▶ [Your goal]:
Restate the whole listing word for word. Pictures are left out.

▶ [Material provided]:
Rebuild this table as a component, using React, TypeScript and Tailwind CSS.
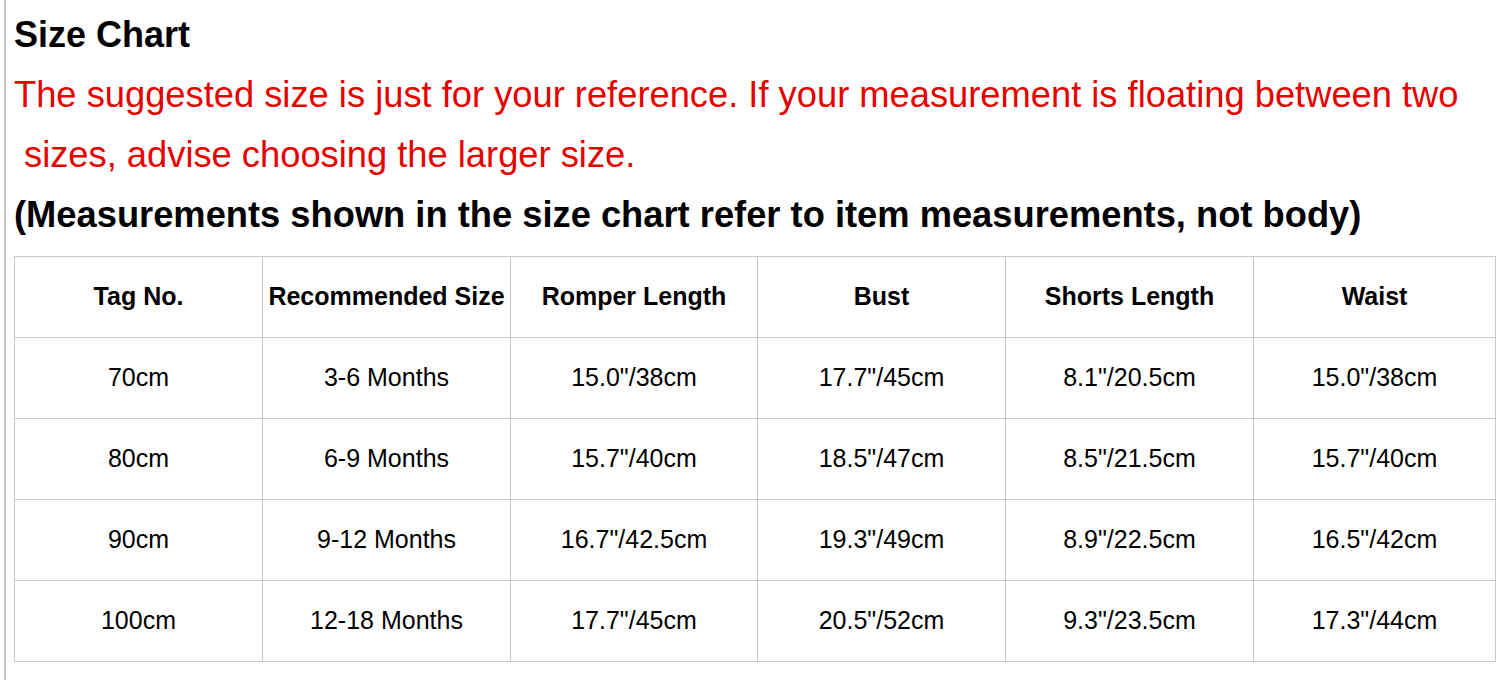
import React from "react";

const rows = [
  ["70cm", "3-6 Months", "15.0\"/38cm", "17.7\"/45cm", "8.1\"/20.5cm", "15.0\"/38cm"],
  ["80cm", "6-9 Months", "15.7\"/40cm", "18.5\"/47cm", "8.5\"/21.5cm", "15.7\"/40cm"],
  ["90cm", "9-12 Months", "16.7\"/42.5cm", "19.3\"/49cm", "8.9\"/22.5cm", "16.5\"/42cm"],
  ["100cm", "12-18 Months", "17.7\"/45cm", "20.5\"/52cm", "9.3\"/23.5cm", "17.3\"/44cm"]
];

const headers = ["Tag No.", "Recommended Size", "Romper Length", "Bust", "Shorts Length", "Waist"];

export default function App() {
  return (
    <div className="h-[680px] bg-white pl-[4px] font-['Liberation_Sans',Arial,sans-serif] text-black">
      <div className="h-full border-l-2 border-[#c4c4c4] pl-[8px] pt-[5px]">
        <h1 className="text-[36px] font-bold leading-[60px]">Size Chart</h1>
        <p className="text-[36.3px] leading-[60px] text-[#e60000]">
          The suggested size is just for your reference. If your measurement is floating between two
        </p>
        <p className="pl-[10px] text-[36.3px] leading-[60px] text-[#e60000]">
          sizes, advise choosing the larger size.
        </p>
        <p className="text-[36.3px] font-bold leading-[60px]">
          (Measurements shown in the size chart refer to item measurements, not body)
        </p>

        {/* tabela */}
        <div className="mt-[11px] w-[1482px] border border-[#c8c8c8]">
          <div className="grid grid-cols-[248px_248px_247px_248px_248px_1fr]">
            {headers.map((h, i) => (
              <div
                key={h}
                className={`flex h-[80px] items-center justify-center text-[25px] font-bold ${
                  i < 5 ? "border-r border-[#c8c8c8]" : ""
                }`}
              >
                {h}
              </div>
            ))}
          </div>
          {rows.map((r, ri) => (
            <div key={ri} className="grid grid-cols-[248px_248px_247px_248px_248px_1fr] border-t border-[#c8c8c8]">
              {r.map((c, i) => (
                <div
                  key={i}
                  className={`flex h-[80px] items-center justify-center text-[25px] ${
                    i < 5 ? "border-r border-[#c8c8c8]" : ""
                  }`}
                >
                  {c}
                </div>
              ))}
            </div>
          ))}
        </div>
      </div>
    </div>
  );
}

▶ [Answer to the task]:
Rebuild this table as a component, using React, TypeScript and Tailwind CSS.
import React from "react";

const rows = [
  ["70cm", "3-6 Months", "15.0\"/38cm", "17.7\"/45cm", "8.1\"/20.5cm", "15.0\"/38cm"],
  ["80cm", "6-9 Months", "15.7\"/40cm", "18.5\"/47cm", "8.5\"/21.5cm", "15.7\"/40cm"],
  ["90cm", "9-12 Months", "16.7\"/42.5cm", "19.3\"/49cm", "8.9\"/22.5cm", "16.5\"/42cm"],
  ["100cm", "12-18 Months", "17.7\"/45cm", "20.5\"/52cm", "9.3\"/23.5cm", "17.3\"/44cm"]
];

const headers = ["Tag No.", "Recommended Size", "Romper Length", "Bust", "Shorts Length", "Waist"];

export default function App() {
  return (
    <div className="h-[680px] bg-white pl-[4px] font-['Liberation_Sans',Arial,sans-serif] text-black">
      <div className="h-full border-l-2 border-[#c4c4c4] pl-[8px] pt-[5px]">
        <h1 className="text-[36px] font-bold leading-[60px]">Size Chart</h1>
        <p className="text-[36.3px] leading-[60px] text-[#e60000]">
          The suggested size is just for your reference. If your measurement is floating between two
        </p>
        <p className="pl-[10px] text-[36.3px] leading-[60px] text-[#e60000]">
          sizes, advise choosing the larger size.
        </p>
        <p className="text-[36.3px] font-bold leading-[60px]">
          (Measurements shown in the size chart refer to item measurements, not body)
        </p>

        {/* tabela */}
        <div className="mt-[11px] w-[1482px] border border-[#c8c8c8]">
          <div className="grid grid-cols-[248px_248px_247px_248px_248px_1fr]">
            {headers.map((h, i) => (
              <div
                key={h}
                className={`flex h-[80px] items-center justify-center text-[25px] font-bold ${
                  i < 5 ? "border-r border-[#c8c8c8]" : ""
                }`}
              >
                {h}
              </div>
            ))}
          </div>
          {rows.map((r, ri) => (
            <div key={ri} className="grid grid-cols-[248px_248px_247px_248px_248px_1fr] border-t border-[#c8c8c8]">
              {r.map((c, i) => (
                <div
                  key={i}
                  className={`flex h-[80px] items-center justify-center text-[25px] ${
                    i < 5 ? "border-r border-[#c8c8c8]" : ""
                  }`}
                >
                  {c}
                </div>
              ))}
            </div>
          ))}
        </div>
      </div>
    </div>
  );
}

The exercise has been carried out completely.